Sister Wendy Beckett: Viewing art as a spiritual practice

Part of Sister Wendy’s popularity rested on her delightful appreciation of all art, however seemingly irreverent or erotic the painterly themes were. Since much of Western Art centred around the human body, and often displayed sculpted or painted nudes, Sister Wendy remarked that “God” would never create body parts that humans need to be ashamed of. Despite staying a staunch virgin all her life, she viewed the desire for pleasure as a God-given characteristic and disavowed the “puritanical” abhorrence of it.

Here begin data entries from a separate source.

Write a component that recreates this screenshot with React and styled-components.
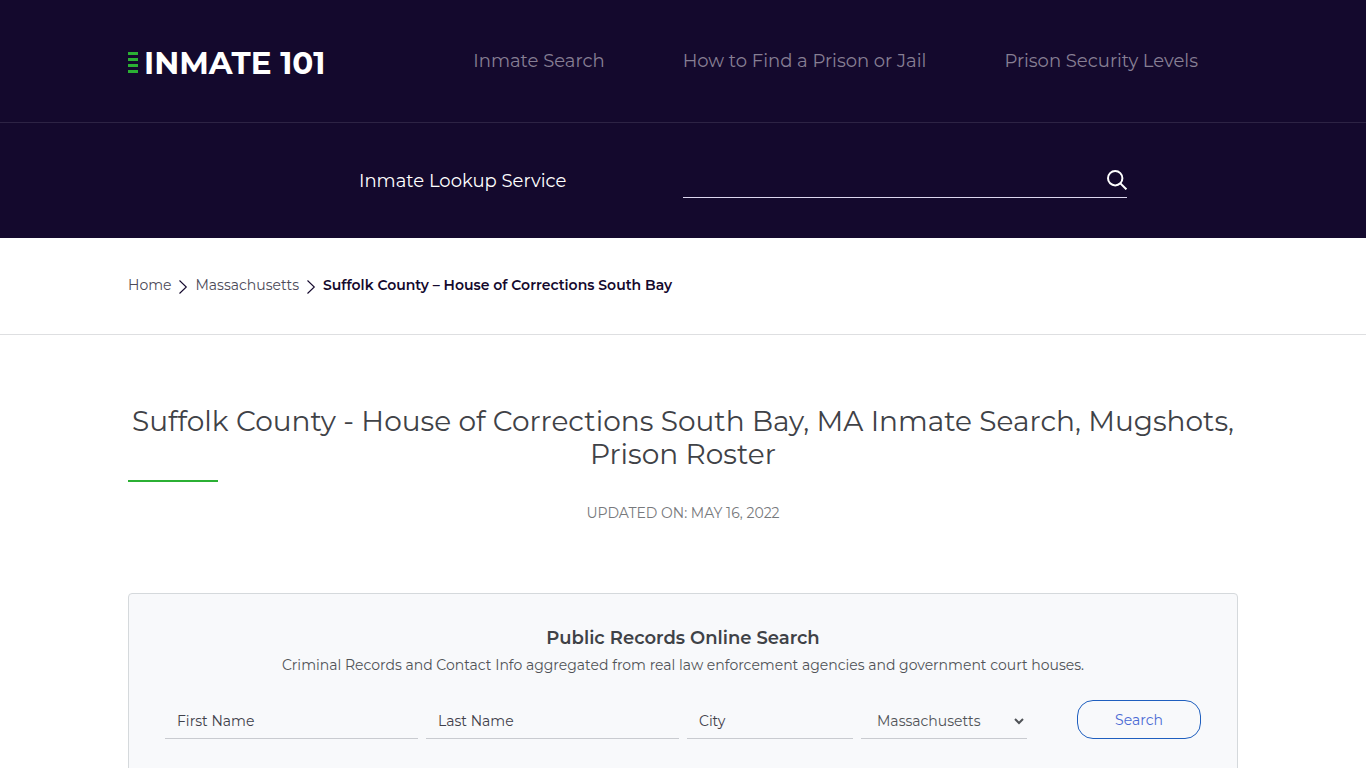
import React from 'react';
import styled, { createGlobalStyle } from 'styled-components';

const GlobalStyle = createGlobalStyle`
  *, *::before, *::after {
    box-sizing: border-box;
  }

  body {
    margin: 0;
    background: #fff;
    color: #3f4247;
    font-family: Montserrat, Inter, 'Liberation Sans', sans-serif;
    font-size: 14px;
    font-weight: 400;
  }

  input, select, button {
    font: inherit;
  }
`;

const Container = styled.div`
  width: 100%;
  max-width: 1142px;
  margin: 0 auto;
  padding: 0 16px;
`;

const Header = styled.header`
  background: #14092d;
`;

const TopBar = styled.div`
  border-bottom: 1px solid #2d2344;
`;

const TopBarInner = styled(Container)`
  display: flex;
  align-items: center;
  justify-content: space-between;
  min-height: 122px;
`;

const Logo = styled.a`
  display: flex;
  align-items: center;
  gap: 6px;
  padding-top: 3px;
  color: #fff;
  font-size: 31px;
  font-weight: 700;
  line-height: 40px;
  text-decoration: none;
  white-space: nowrap;
`;

const Nav = styled.nav`
  display: flex;
  gap: 78px;
  padding-right: 40px;
`;

const NavLink = styled.a`
  color: #877f94;
  font-size: 18px;
  font-weight: 400;
  line-height: 24px;
  text-decoration: none;
`;

const LookupBar = styled(Container)`
  display: grid;
  grid-template-columns: 324fr 444fr;
  align-items: center;
  min-height: 115px;

  @media (min-width: 900px) {
    grid-template-columns: 231fr 324fr 444fr 111fr;
  }
`;

const LookupLabel = styled.label`
  color: #fff;
  font-size: 18px;
  font-weight: 400;
  line-height: 24px;

  @media (min-width: 900px) {
    grid-column: 2;
  }
`;

const LookupField = styled.div`
  display: flex;
  align-items: center;
  height: 34px;
  border-bottom: 1px solid #dcd6ee;
`;

const LookupInput = styled.input`
  flex: 1;
  min-width: 0;
  height: 32px;
  border: none;
  outline: none;
  background: transparent;
  color: #fff;
`;

const IconButton = styled.button`
  display: flex;
  padding: 0;
  border: none;
  background: transparent;
  color: #fff;
  cursor: pointer;
`;

const BreadcrumbBar = styled.div`
  border-bottom: 1px solid #dedfe1;
`;

const Breadcrumbs = styled(Container)`
  display: flex;
  align-items: flex-start;
  gap: 7px;
  padding-top: 37px;
  padding-bottom: 39px;
  color: #14092d;
  line-height: 20px;
`;

const Crumb = styled.a`
  color: #4c4a58;
  text-decoration: none;
`;

const CurrentCrumb = styled.span`
  font-weight: 600;
`;

const Main = styled(Container)`
  padding-top: 70px;
`;

const Title = styled.h1`
  margin: 0;
  padding-bottom: 9px;
  font-size: 28px;
  font-weight: 400;
  line-height: 33px;
  text-align: center;

  &::after {
    content: '';
    display: block;
    width: 90px;
    height: 2px;
    margin-top: 9px;
    background: #2bb034;
  }
`;

const Updated = styled.p`
  margin: 12px 0 70px;
  color: #77797c;
  line-height: 20px;
  text-align: center;
  text-transform: uppercase;
`;

const Card = styled.section`
  padding: 32px 36px 40px;
  border: 1px solid #d5d9dc;
  border-radius: 4px;
  background: #f8f9fb;
`;

const CardTitle = styled.h2`
  margin: 0;
  font-size: 18px;
  font-weight: 600;
  line-height: 24px;
  text-align: center;
`;

const CardText = styled.p`
  margin: 4px 0 24px;
  color: #505357;
  line-height: 22px;
  text-align: center;
`;

const SearchForm = styled.form`
  display: grid;
  grid-template-columns: 253fr 253fr 166fr 166fr 166fr;
  gap: 8px;
`;

const TextInput = styled.input`
  width: 100%;
  height: 39px;
  padding: 4px 12px 0;
  border: none;
  border-bottom: 1px solid #c9cbd0;
  outline: none;
  background: transparent;
  color: #3f404a;

  &::placeholder {
    color: #3f404a;
    opacity: 1;
  }
`;

const StateSelect = styled.select`
  align-self: end;
  width: 100%;
  height: 35px;
  padding: 0 0 0 12px;
  border: none;
  border-bottom: 1px solid #c9cbd0;
  border-radius: 0;
  outline: none;
  background: transparent;
  color: #505357;
`;

const SubmitButton = styled.button`
  justify-self: end;
  width: 124px;
  max-width: 100%;
  height: 39px;
  border: 1px solid #1f5fbf;
  border-radius: 16px;
  background: transparent;
  color: #4a6ad4;
  cursor: pointer;
`;

const navItems = ['Inmate Search', 'How to Find a Prison or Jail', 'Prison Security Levels'];

const LogoBars = () => (
  <svg width="10" height="22" viewBox="0 0 10 22" fill="#2bb034" aria-hidden="true">
    <rect width="10" height="3" />
    <rect y="6" width="10" height="3" />
    <rect y="12" width="10" height="3" />
    <rect y="18" width="10" height="3" />
  </svg>
);

const SearchIcon = () => (
  <svg width="20" height="20" viewBox="0 0 20 20" fill="none" stroke="currentColor" strokeWidth="2" aria-hidden="true">
    <circle cx="8.2" cy="8.2" r="7.2" />
    <path d="M13.4 13.4l6 6" />
  </svg>
);

const Chevron = () => (
  <svg width="10" height="20" viewBox="0 0 10 20" fill="none" stroke="currentColor" strokeWidth="1.1" aria-hidden="true">
    <path d="M1.5 5.5L8.3 12L1.5 18.5" />
  </svg>
);

const App = () => {
  return (
    <>
      <GlobalStyle />
      <Header>
        <TopBar>
          <TopBarInner>
            <Logo href="#">
              <LogoBars />
              INMATE 101
            </Logo>
            <Nav>
              {navItems.map((item) => (
                <NavLink key={item} href="#">{item}</NavLink>
              ))}
            </Nav>
          </TopBarInner>
        </TopBar>
        <LookupBar>
          <LookupLabel htmlFor="lookup">Inmate Lookup Service</LookupLabel>
          <LookupField>
            <LookupInput id="lookup" type="text" />
            <IconButton type="button" aria-label="Search inmates">
              <SearchIcon />
            </IconButton>
          </LookupField>
        </LookupBar>
      </Header>

      <BreadcrumbBar>
        <Breadcrumbs as="nav" aria-label="Breadcrumb">
          <Crumb href="#">Home</Crumb>
          <Chevron />
          <Crumb href="#">Massachusetts</Crumb>
          <Chevron />
          <CurrentCrumb>Suffolk County – House of Corrections South Bay</CurrentCrumb>
        </Breadcrumbs>
      </BreadcrumbBar>

      <Main as="main">
        <Title>Suffolk County - House of Corrections South Bay, MA Inmate Search, Mugshots, Prison Roster</Title>
        <Updated>Updated on: May 16, 2022</Updated>
        <Card>
          <CardTitle>Public Records Online Search</CardTitle>
          <CardText>
            Criminal Records and Contact Info aggregated from real law enforcement agencies and government court houses.
          </CardText>
          <SearchForm onSubmit={(e) => e.preventDefault()}>
            <TextInput type="text" placeholder="First Name" aria-label="First Name" />
            <TextInput type="text" placeholder="Last Name" aria-label="Last Name" />
            <TextInput type="text" placeholder="City" aria-label="City" />
            <StateSelect aria-label="State" defaultValue="MA">
              <option value="MA">Massachusetts</option>
            </StateSelect>
            <SubmitButton type="submit">Search</SubmitButton>
          </SearchForm>
        </Card>
      </Main>
    </>
  );
};

export default App;
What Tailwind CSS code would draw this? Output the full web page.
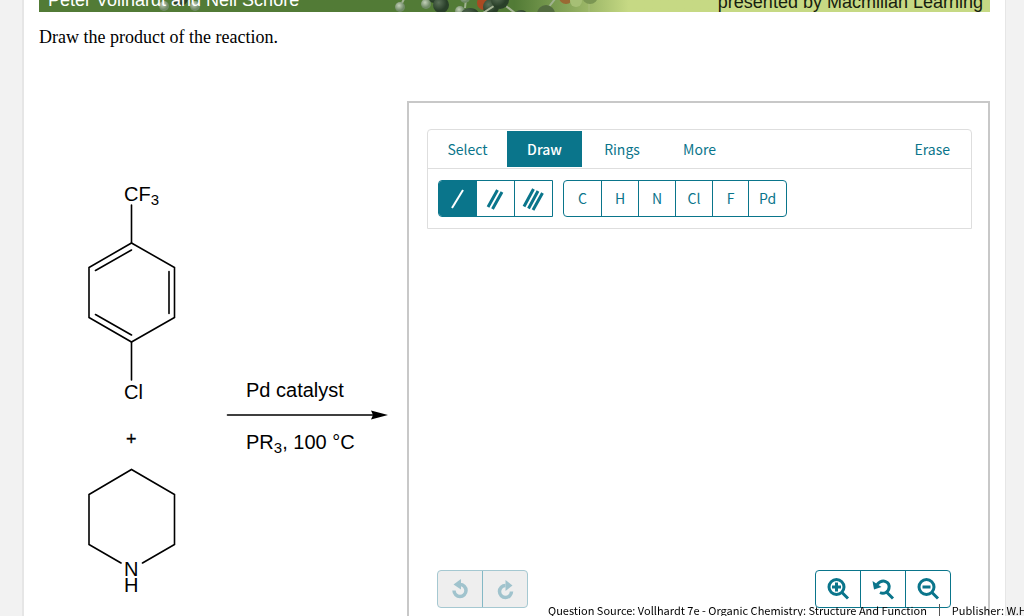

But Sister Wendy did urge viewers of art, regardless of how much or how little they knew of a work or its artist, to slow down, and sacrifice time and make effort to understand a work. She said that the average time a museum visitor spends with a painting – approximately two seconds, according to studies – is hardly sufficient to deepen oneself. While she urged all people to also study the historical context of the painter, and of the work, she encouraged all persons – laypersons, novices – to engage with art. As Sister Wendy put it, “While life lasts, let us live it, not pass through as zombies, and let us find in art a glorious passageway to a deeper understanding of our essential humanity.”

Gitanjali Maini: The spiritual drive behind her artistic ventures

Gitanjali also mentions the deeper spiritual significance of the gallery. She says that most people assume the “g” in gallery g stands for “Gitanjali.” But the letter was inspired by Guruvayurappan, the deity in the renowned Guruvayur temple, a place that has always held deep resonance for her. She also agrees that her immersion in art has changed her. It has inspired her continual learning, given expression to her creativity, and intensified her relationship with the world and her place in it: “Art has helped me live in the moment.”